- GOAL: Copy each line exactly. Leave nothing out.

━━━━━━

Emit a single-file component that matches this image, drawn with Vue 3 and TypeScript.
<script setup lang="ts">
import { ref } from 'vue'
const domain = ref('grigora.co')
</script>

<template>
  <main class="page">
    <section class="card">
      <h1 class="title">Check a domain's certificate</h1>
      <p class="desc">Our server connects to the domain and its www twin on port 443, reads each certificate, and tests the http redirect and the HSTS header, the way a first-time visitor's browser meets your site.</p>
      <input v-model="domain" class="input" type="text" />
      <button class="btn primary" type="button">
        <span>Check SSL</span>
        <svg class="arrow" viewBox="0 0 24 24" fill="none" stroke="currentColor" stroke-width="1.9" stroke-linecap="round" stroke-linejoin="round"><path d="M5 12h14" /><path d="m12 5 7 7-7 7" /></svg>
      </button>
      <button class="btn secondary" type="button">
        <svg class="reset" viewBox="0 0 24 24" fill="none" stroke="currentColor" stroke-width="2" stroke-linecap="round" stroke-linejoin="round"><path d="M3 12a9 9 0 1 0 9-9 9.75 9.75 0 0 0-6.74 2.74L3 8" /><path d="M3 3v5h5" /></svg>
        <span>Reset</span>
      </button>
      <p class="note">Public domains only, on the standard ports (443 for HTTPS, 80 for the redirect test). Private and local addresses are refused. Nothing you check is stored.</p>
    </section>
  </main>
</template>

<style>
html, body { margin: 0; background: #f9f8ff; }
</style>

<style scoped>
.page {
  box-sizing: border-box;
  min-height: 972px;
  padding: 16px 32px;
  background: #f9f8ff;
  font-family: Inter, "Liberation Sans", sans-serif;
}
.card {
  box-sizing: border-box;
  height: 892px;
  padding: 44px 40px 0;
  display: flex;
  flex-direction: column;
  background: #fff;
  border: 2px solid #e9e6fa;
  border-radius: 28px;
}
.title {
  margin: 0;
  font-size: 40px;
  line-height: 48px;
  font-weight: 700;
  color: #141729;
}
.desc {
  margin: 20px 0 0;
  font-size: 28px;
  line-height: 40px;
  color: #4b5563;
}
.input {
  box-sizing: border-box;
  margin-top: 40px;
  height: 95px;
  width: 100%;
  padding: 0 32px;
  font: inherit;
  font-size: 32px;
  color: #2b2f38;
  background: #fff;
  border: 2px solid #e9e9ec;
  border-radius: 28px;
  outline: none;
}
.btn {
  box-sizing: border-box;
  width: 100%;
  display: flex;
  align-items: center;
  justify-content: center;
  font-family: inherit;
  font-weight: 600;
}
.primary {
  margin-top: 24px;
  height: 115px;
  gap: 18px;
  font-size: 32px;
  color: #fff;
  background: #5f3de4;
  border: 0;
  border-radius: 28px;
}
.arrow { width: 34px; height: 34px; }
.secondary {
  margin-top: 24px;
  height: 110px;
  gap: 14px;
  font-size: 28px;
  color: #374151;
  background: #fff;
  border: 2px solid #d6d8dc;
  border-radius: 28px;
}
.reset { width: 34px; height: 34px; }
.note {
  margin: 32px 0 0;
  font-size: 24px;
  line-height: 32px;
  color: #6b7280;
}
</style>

━━━━━━

- ANSWER TO THIS PROBLEM:
Emit a single-file component that matches this image, drawn with Vue 3 and TypeScript.
<script setup lang="ts">
import { ref } from 'vue'
const domain = ref('grigora.co')
</script>

<template>
  <main class="page">
    <section class="card">
      <h1 class="title">Check a domain's certificate</h1>
      <p class="desc">Our server connects to the domain and its www twin on port 443, reads each certificate, and tests the http redirect and the HSTS header, the way a first-time visitor's browser meets your site.</p>
      <input v-model="domain" class="input" type="text" />
      <button class="btn primary" type="button">
        <span>Check SSL</span>
        <svg class="arrow" viewBox="0 0 24 24" fill="none" stroke="currentColor" stroke-width="1.9" stroke-linecap="round" stroke-linejoin="round"><path d="M5 12h14" /><path d="m12 5 7 7-7 7" /></svg>
      </button>
      <button class="btn secondary" type="button">
        <svg class="reset" viewBox="0 0 24 24" fill="none" stroke="currentColor" stroke-width="2" stroke-linecap="round" stroke-linejoin="round"><path d="M3 12a9 9 0 1 0 9-9 9.75 9.75 0 0 0-6.74 2.74L3 8" /><path d="M3 3v5h5" /></svg>
        <span>Reset</span>
      </button>
      <p class="note">Public domains only, on the standard ports (443 for HTTPS, 80 for the redirect test). Private and local addresses are refused. Nothing you check is stored.</p>
    </section>
  </main>
</template>

<style>
html, body { margin: 0; background: #f9f8ff; }
</style>

<style scoped>
.page {
  box-sizing: border-box;
  min-height: 972px;
  padding: 16px 32px;
  background: #f9f8ff;
  font-family: Inter, "Liberation Sans", sans-serif;
}
.card {
  box-sizing: border-box;
  height: 892px;
  padding: 44px 40px 0;
  display: flex;
  flex-direction: column;
  background: #fff;
  border: 2px solid #e9e6fa;
  border-radius: 28px;
}
.title {
  margin: 0;
  font-size: 40px;
  line-height: 48px;
  font-weight: 700;
  color: #141729;
}
.desc {
  margin: 20px 0 0;
  font-size: 28px;
  line-height: 40px;
  color: #4b5563;
}
.input {
  box-sizing: border-box;
  margin-top: 40px;
  height: 95px;
  width: 100%;
  padding: 0 32px;
  font: inherit;
  font-size: 32px;
  color: #2b2f38;
  background: #fff;
  border: 2px solid #e9e9ec;
  border-radius: 28px;
  outline: none;
}
.btn {
  box-sizing: border-box;
  width: 100%;
  display: flex;
  align-items: center;
  justify-content: center;
  font-family: inherit;
  font-weight: 600;
}
.primary {
  margin-top: 24px;
  height: 115px;
  gap: 18px;
  font-size: 32px;
  color: #fff;
  background: #5f3de4;
  border: 0;
  border-radius: 28px;
}
.arrow { width: 34px; height: 34px; }
.secondary {
  margin-top: 24px;
  height: 110px;
  gap: 14px;
  font-size: 28px;
  color: #374151;
  background: #fff;
  border: 2px solid #d6d8dc;
  border-radius: 28px;
}
.reset { width: 34px; height: 34px; }
.note {
  margin: 32px 0 0;
  font-size: 24px;
  line-height: 32px;
  color: #6b7280;
}
</style>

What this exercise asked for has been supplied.